>> BEGIN

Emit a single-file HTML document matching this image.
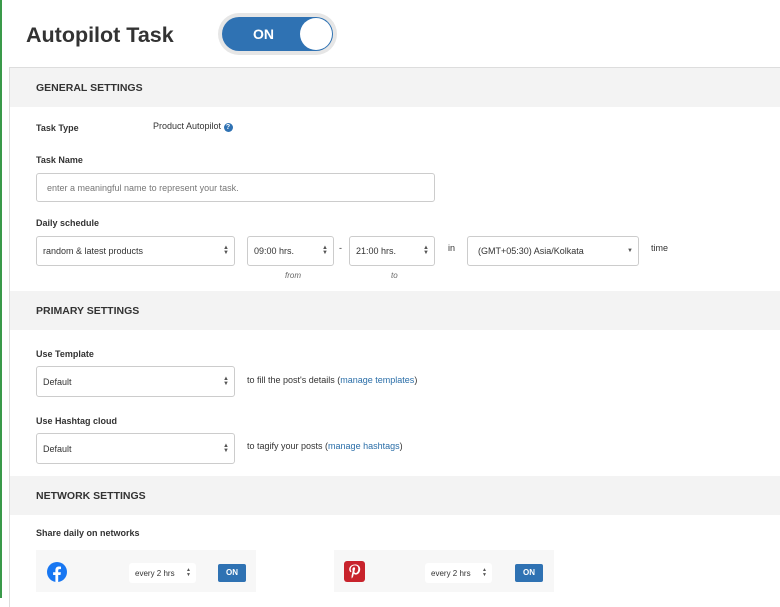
<!DOCTYPE html>
<html><head><style>
*{margin:0;padding:0;box-sizing:border-box}
body{width:780px;height:598px;background:#fff;font-family:"Liberation Sans",sans-serif;color:#333;position:relative;overflow:hidden}
.a{position:absolute}
.green{left:0;top:0;width:2px;height:598px;background:#3a9a4a}
h1{position:absolute;left:26px;top:23px;font-size:21.5px;font-weight:bold;color:#333}
.tog{left:218px;top:13px;width:119px;height:42px;border-radius:21px;background:#e6e6e6}
.tog .in{position:absolute;left:4px;top:4px;width:111px;height:34px;border-radius:17px;background:#2f72b3}
.tog .k{position:absolute;right:1px;top:1px;width:32px;height:32px;border-radius:16px;background:#fff}
.tog span{position:absolute;left:31px;top:9px;color:#fff;font-weight:bold;font-size:14px}
.panel{left:9px;top:67px;width:780px;height:540px;border-left:1px solid #ddd;border-top:1px solid #ddd}
.sh{left:10px;width:770px;height:39px;background:#f3f3f3;font-size:10.5px;font-weight:bold;color:#333;padding:14px 0 0 26px}
.lb{font-size:9px;font-weight:bold;color:#333}
.tx{font-size:9px;color:#333}
.box{border:1px solid #ccc;border-radius:3px;background:#fff;font-size:9px;color:#333;padding-left:6px;display:flex;align-items:center}
.box .ar{position:absolute;right:5px;top:50%;margin-top:-5px;font-size:6px;line-height:5px;color:#555}
a{color:#2a6ea8;text-decoration:none}
.it{font-size:8px;font-style:italic;color:#666}
.net{height:42px;background:#f7f7f7}
.on{background:#2f72b3;color:#fff;font-size:8px;font-weight:bold;border-radius:2px;text-align:center;line-height:18px;width:28px;height:18px}
</style></head><body>
<div class="a green"></div>
<h1>Autopilot Task</h1>
<div class="a tog"><div class="in"><span>ON</span><div class="k"></div></div></div>
<div class="a panel"></div>
<div class="a sh" style="top:68px">GENERAL SETTINGS</div>
<div class="a lb" style="left:36px;top:123px">Task Type</div>
<div class="a tx" style="left:153px;top:121px">Product Autopilot <span style="display:inline-block;width:9px;height:9px;border-radius:50%;background:#2f72b3;color:#fff;font-size:7px;text-align:center;line-height:9px;font-weight:bold">?</span></div>
<div class="a lb" style="left:36px;top:155px">Task Name</div>
<div class="a box" style="left:36px;top:173px;width:399px;height:29px;color:#777;padding-left:10px">enter a meaningful name to represent your task.</div>
<div class="a lb" style="left:36px;top:218px">Daily schedule</div>
<div class="a box" style="left:36px;top:236px;width:199px;height:30px">random &amp; latest products<div class="ar">▲<br>▼</div></div>
<div class="a box" style="left:247px;top:236px;width:87px;height:30px">09:00 hrs.<div class="ar">▲<br>▼</div></div>
<div class="a tx" style="left:339px;top:243px">-</div>
<div class="a box" style="left:349px;top:236px;width:86px;height:30px">21:00 hrs.<div class="ar">▲<br>▼</div></div>
<div class="a tx" style="left:448px;top:243px">in</div>
<div class="a box" style="left:467px;top:236px;width:172px;height:30px;padding-left:10px">(GMT+05:30) Asia/Kolkata<div class="ar" style="margin-top:-2px">▼</div></div>
<div class="a tx" style="left:651px;top:243px">time</div>
<div class="a it" style="left:285px;top:271px">from</div>
<div class="a it" style="left:391px;top:271px">to</div>
<div class="a sh" style="top:291px">PRIMARY SETTINGS</div>
<div class="a lb" style="left:36px;top:349px">Use Template</div>
<div class="a box" style="left:36px;top:366px;width:199px;height:31px">Default<div class="ar">▲<br>▼</div></div>
<div class="a tx" style="left:247px;top:375px">to fill the post's details (<a>manage templates</a>)</div>
<div class="a lb" style="left:36px;top:416px">Use Hashtag cloud</div>
<div class="a box" style="left:36px;top:433px;width:199px;height:31px">Default<div class="ar">▲<br>▼</div></div>
<div class="a tx" style="left:247px;top:441px">to tagify your posts (<a>manage hashtags</a>)</div>
<div class="a sh" style="top:476px">NETWORK SETTINGS</div>
<div class="a lb" style="left:36px;top:528px">Share daily on networks</div>
<div class="a net" style="left:36px;top:550px;width:220px"></div>
<div class="a net" style="left:334px;top:550px;width:220px"></div>
<svg class="a" style="left:47px;top:562px" width="20" height="20" viewBox="0 0 20 20"><circle cx="10" cy="10" r="10" fill="#1877f2"/><path d="M11.2 20v-7h2.3l.4-2.8h-2.7V8.5c0-.8.3-1.4 1.4-1.4h1.4V4.6c-.3 0-1.1-.1-2.1-.1-2.1 0-3.5 1.3-3.5 3.6v2.1H6.1V13h2.3v7z" fill="#fff"/></svg>
<div class="a" style="left:344px;top:561px;width:21px;height:21px;border-radius:3px;background:#c8232c"><svg width="21" height="21" viewBox="0 0 21 21"><path d="M10.8 3.5c-3.8 0-5.6 2.6-5.6 4.8 0 1.3.5 2.5 1.6 2.9.2.1.3 0 .4-.2l.1-.6c.1-.2 0-.3-.1-.5-.3-.4-.5-.9-.5-1.600 0-2.100 1.600-3.900 4.100-3.900 2.200 0 3.500 1.400 3.500 3.200 0 2.400-1.100 4.400-2.600 4.400-.9 0-1.500-.7-1.300-1.600.2-1.100.7-2.200.7-2.900 0-.7-.4-1.200-1.100-1.200-.9 0-1.600.9-1.600 2.100 0 .8.3 1.300.3 1.300l-1 4.500c-.3 1.300 0 3 0 3.200h.2c.1-.1 1.100-1.400 1.400-2.700l.5-2.100c.3.500 1.100 1 2 1 2.600 0 4.400-2.400 4.400-5.600 0-2.400-2-4.600-5.200-4.600z" fill="#fff"/></svg></div>
<div class="a box" style="left:129px;top:563px;width:67px;height:20px;border:none;font-size:8px">every 2 hrs<div class="ar" style="font-size:5px">▲<br>▼</div></div>
<div class="a box" style="left:425px;top:563px;width:67px;height:20px;border:none;font-size:8px">every 2 hrs<div class="ar" style="font-size:5px">▲<br>▼</div></div>
<div class="a on" style="left:218px;top:564px">ON</div>
<div class="a on" style="left:515px;top:564px">ON</div>
</body></html>
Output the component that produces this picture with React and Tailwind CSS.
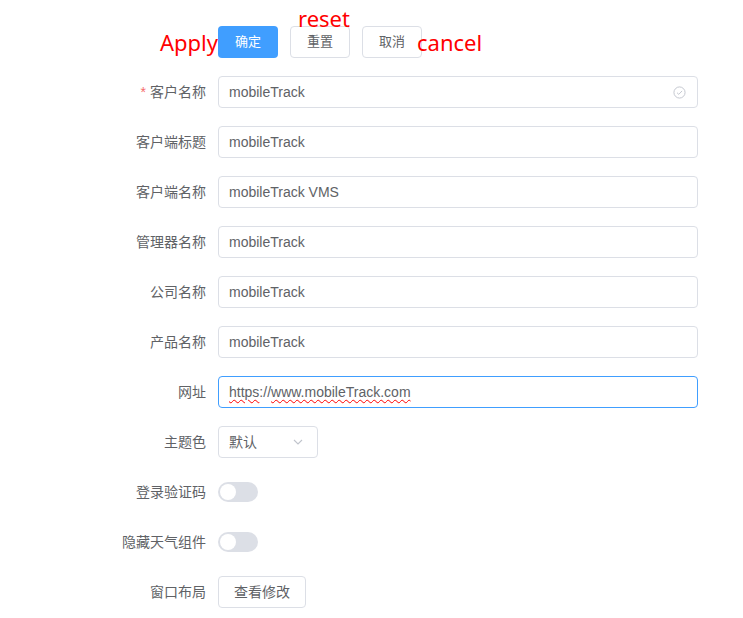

>> END

* _STATED GOAL_
Going through the entries above, report how many lines include the string "this". The number alone is the answer.

* _COMPLETE ANSWER_
2